Most Saturday mornings start the same: I ask my husband who will make us pancakes for breakfast. Since the cats are not quite teenagers yet (and do not have opposable thumbs, nor are they tall enough to reach the stove), our options are limited. Sadly, I have yet to perfect making pancakes at high altitude. I never remember if it’s more flour, more milk or less baking powder. I stare at the ingredients on the counter and pore over my cookbooks. Inevitably, we each fix our own bowl of cereal as I return the eggs to the refrigerator.
Although I like to blame my pancake failures on altitude, that’s not quite the whole truth. Even though my grandmother and I made pancakes at least once a week when I was growing up, I have never gotten the hang of making pancakes by myself. Her recipe was simple enough—it involved Bisquick mix, eggs, milk and melted butter. It was probably even from the back of the box. A quick internet search tells me everything I need to know and then some; I remembered the ingredients if not the proportions. Not only that, but now there are videos for how to make the pancakes if I need extra assistance.
I have been thinking about pancakes for a few reasons, but mostly because I am reminded of their simplicity and deliciousness thanks to Karen Babine’s new book, All the Wild Hungers. One essay from the collection is filled with pancake love. She shares that with the right tools (including a thrift-store aebelskiver cast iron pan) and recipes, it became as easy for her to make pancakes every morning as it was to “pour a bowl of cold cereal.” Her grandfather was dubbed the “pancake king,” supervising everyone’s pancake-making techniques. Her other family members love pancakes as much as she does, requesting them for birthdays, holidays and other family celebrations.
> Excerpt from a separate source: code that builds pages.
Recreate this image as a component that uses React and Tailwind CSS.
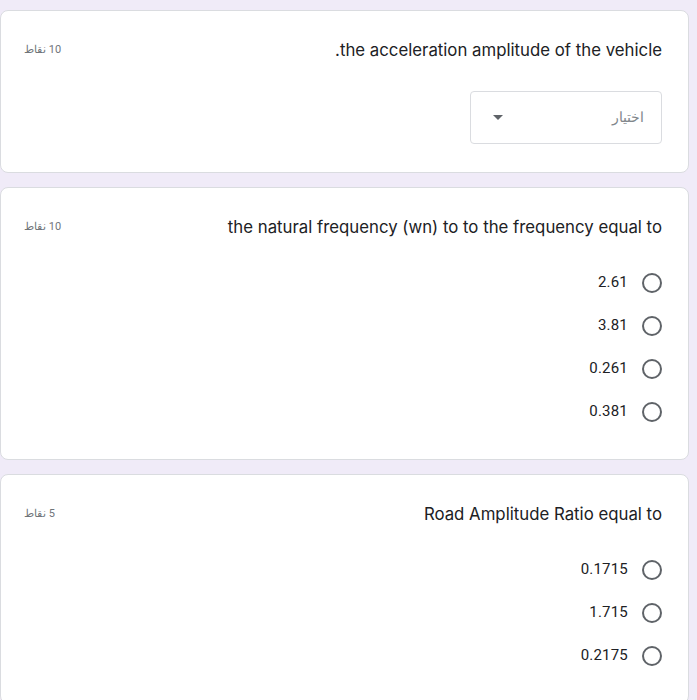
import React from "react";

const font = { fontFamily: "Roboto, 'Noto Sans', Arial, sans-serif" };

function Points({ value }) {
  return <span className="text-[11px] text-[#70757a] whitespace-nowrap">{value} نقاط</span>;
}

function TitleRow({ title, points }) {
  return (
    <div className="flex items-center justify-between h-6">
      <span className="text-[16.8px] leading-6 text-[#202124] font-['Inter','Roboto',sans-serif]">{title}</span>
      <Points value={points} />
    </div>
  );
}

function Radio({ label }) {
  return (
    <div className="flex items-center gap-[14px] h-[43px]">
      <span className="w-5 h-5 rounded-full border-2 border-[#5f6368] shrink-0" />
      <span className="text-[15px] text-[#202124] tracking-[0.2px]">{label}</span>
    </div>
  );
}

function Card({ children, bottom = "pb-7" }) {
  return (
    <div className={`bg-white border border-[#dadce0] rounded-lg pt-[27px] pr-[26px] pl-[23px] ${bottom}`}>
      {children}
    </div>
  );
}

export default function App() {
  return (
    <div dir="rtl" style={font} className="min-h-screen bg-[#f0ebf8] pt-[10px] pr-2 overflow-hidden">
      <div className="flex flex-col gap-[14px] w-[689px]">
        <Card>
          <TitleRow title="the acceleration amplitude of the vehicle." points="10" />
          <div className="mt-[29px] w-[192px] h-[53px] border border-[#dadce0] rounded flex items-center justify-between pr-[17px] pl-[22px]">
            <span className="text-[14px] text-[#80868b]">اختيار</span>
            <svg width="10" height="5" viewBox="0 0 10 5">
              <path d="M0 0 L10 0 L5 5 Z" fill="#5f6368" />
            </svg>
          </div>
        </Card>
        <Card bottom="pb-[26px]">
          <TitleRow title="the natural frequency (wn) to to the frequency equal to" points="10" />
          <div className="mt-[22px] flex flex-col">
            {["2.61", "3.81", "0.261", "0.381"].map(v => <Radio key={v} label={v} />)}
          </div>
        </Card>
        <Card bottom="pb-[26px]">
          <TitleRow title="Road Amplitude Ratio equal to" points="5" />
          <div className="mt-[22px] flex flex-col">
            {["0.1715", "1.715", "0.2175"].map(v => <Radio key={v} label={v} />)}
          </div>
        </Card>
      </div>
    </div>
  );
}
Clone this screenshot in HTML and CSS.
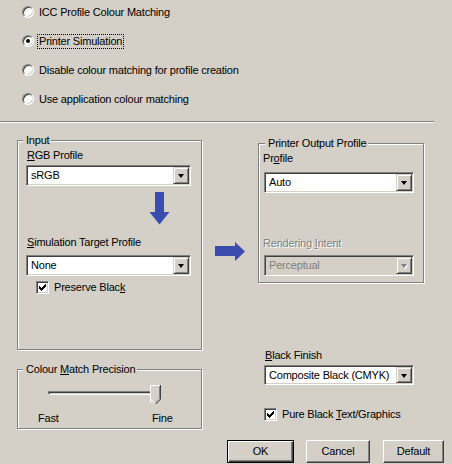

Pancakes became a necessity rather than a luxury after my grandmother watched some local news exposé about the amount of sugar in cereal. I kissed my beloved Cookie Crisp goodbye as my grandmother got back to basics. She spent mornings teaching me how to make scrambled eggs and bacon, oatmeal and, yes, pancakes, to satisfy my sweet tooth.
There were certain tools we used to make the pancakes which, unlike Babine’s, were made on a griddle. The griddle was black and embedded in the center of my grandmother’s electric stovetop that she kept in the basement, her “summer kitchen” with its own sink and refrigerator. This is the back-up kitchen where she would over-roast pot roasts for four or more hours, thinking “slow and low” would make the meat more tender, but it never did. The specific cuts of meat became indiscernible and, mostly, indescribable. My father and I used gravy liberally, and to this day my mother is hard-pressed to eat red meat.
But her pancakes were perfection. The pancake ingredients were mixed together in a Butterprint Pyrex bowl with a perfect dip for pouring the mixture back into a Pyrex two-cup measuring cup—the right-sized vessel for pouring the pancake mix onto the hot griddle. We used a rotary hand mixer (also known as a hand-crank whisk) to combine the wet and dry ingredients. I have kept the whisk and, although it doesn’t work well any more, it still has a prominent place in my kitchen tool drawer. It seems that most recipes call for a separation of wet and dry ingredients and I’m curious as to why, but not curious enough to look it up—unlike the hour I spent trying to find the name of the Pyrex bowl pattern. I have my priorities. The griddle had to be pre-heated, so on the rare days I did not feel like making pancakes, we still had to make them in order to not waste the electricity to warm the griddle. At the perfect temperature it made water and butter sizzle but not smoke.
My grandmother and I would split up and eat the first round of pale pancakes, the ones that suffered from my impatience waiting for the tell-tale bubbles to form on the surface. They were never raw, just not as golden brown as the next batch. My pancakes now are a combination of burned edges and bulbous uncooked middles. I have concluded that the real reason I can’t seem to make pancakes on my own is that my grandmother is not here to supervise my efforts. I tell my husband I haven’t made a decent pancake since she died nearly 30 years ago. Babine’s book reminds me how much of our own stories are tied to family members and, sometimes, how specific people and memories are tied to recipes and meals shared. I could have my grandmother’s recipes for everything, including her roasts and pancakes, but it would never taste as good, even with the same tools and ingredients.
One Saturday a few weeks ago, I gave in, my pancake fever at an all-time high, and convinced my husband to go to a local restaurant so we could have pancakes for dinner. They were serviceable—I know I can do better. But even when adjusted for altitude and using the old hand whisk, they will never be as good as the ones I made at Grandma’s house. At least I have the memories of how simple and good pancakes can be when made with someone I love. I guess I’ll ask my husband and cats to supervise my future pancake-making efforts.